Contributed by Daniel C. Sobral
author: Paul Phillips <paulp@improving.org> 2011-07-16 05:51:44 +0000
committer: Paul Phillips <paulp@improving.org> 2011-07-16 05:51:44 +0000
commit: 90725a50c4b90efeb747dc1b27159288c816d74e (patch)
tree: 23814e958c3fd4ec4992c095c0188af4f126bbfe /src/library/scala/util/matching/Regex.scala
parent: 29e501db0b70abb6e6791b03c7af6fc11cadfc20 (diff)
download: scala-90725a50c4b90efeb747dc1b27159288c816d74e.tar.gz
scala-90725a50c4b90efeb747dc1b27159288c816d74e.tar.bz2
scala-90725a50c4b90efeb747dc1b27159288c816d74e.zip
1 files changed, 154 insertions, 7 deletions
diff --git a/src/library/scala/util/matching/Regex.scala b/src/library/scala/util/matching/Regex.scala
index 7de4587724..481a4e14a8 100644
--- a/src/library/scala/util/matching/Regex.scala
+++ b/src/library/scala/util/matching/Regex.scala
@@ -15,6 +15,41 @@ import java.util.regex.{ Pattern, Matcher }
 /** This class provides methods for creating and using regular expressions.

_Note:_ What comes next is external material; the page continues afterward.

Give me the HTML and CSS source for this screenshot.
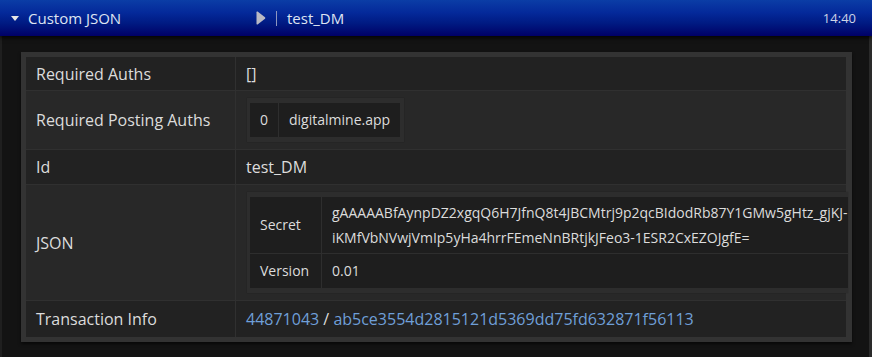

  *  It is based on the regular expressions of the JDK since 1.4.
  *
+ *  Its main goal is to extract strings that match a pattern, or the subgroups
+ *  that make it up. For that reason, it is usually used with for comprehensions
+ *  and matching (see methods for examples).
+ *
+ *  Because regex patterns make extensive use of the backslash character (`\`),
+ *  it is usually defined with triple quotes so that backslash characters won't
+ *  need to be quoted. Also, an implicit conversion is available through
+ *  [[scala.Predef]] that makes converting a [[java.lang.String]] into a Regex
+ *  as easy as calling the method `r` on it. For example:
+ *
+ *  {{{
+ *  val datePattern = """(\d\d\d\d)-(\d\d)-(\d\d)""".r
+ *  }}}
+ *
+ *  Regex provide methods to find and replace patterns, but also provides
+ *  extractors for pattern subgroups. Note, however, that extractors require
+ *  that the whole text be matched, or they fail.
+ *
+ *  For example, the subgroups in the pattern above can be obtained in the following ways:
+ *
+ *  {{{
+ *  val datePattern(year, month, day) = "2011-07-15"
+ *
+ *  // val datePattern(year, month, day) = "Date 2011-07-15" // throws an exception at runtime
+ *
+ *  val copyright: String = datePattern findFirstIn "Date of this document: 2011-07-15" match {
+ *    case Some(datePattern(year, month, day)) => "Copyright "+year
+ *    case None                                => "No copyright"
+ *  }
+ *
+ *  val copyright: Option[String] = for {
+ *    datePattern(year, month, day) <- datePattern findFirstIn "Last modified 2011-07-15"
+ *  } yield year
+ *  }}}
+ *
  *  You can use special pattern syntax constructs like `(?idmsux-idmsux)`¹ to switch
  *  various regex compilation options like `CASE_INSENSITIVE` or `UNICODE_CASE`.
  *
@@ -37,7 +72,29 @@ class Regex(regex: String, groupNames: String*) extends Serializable {
   /** The compiled pattern */
   val pattern = Pattern.compile(regex)
 
-  /** Tries to match target (whole match) and returns the matches.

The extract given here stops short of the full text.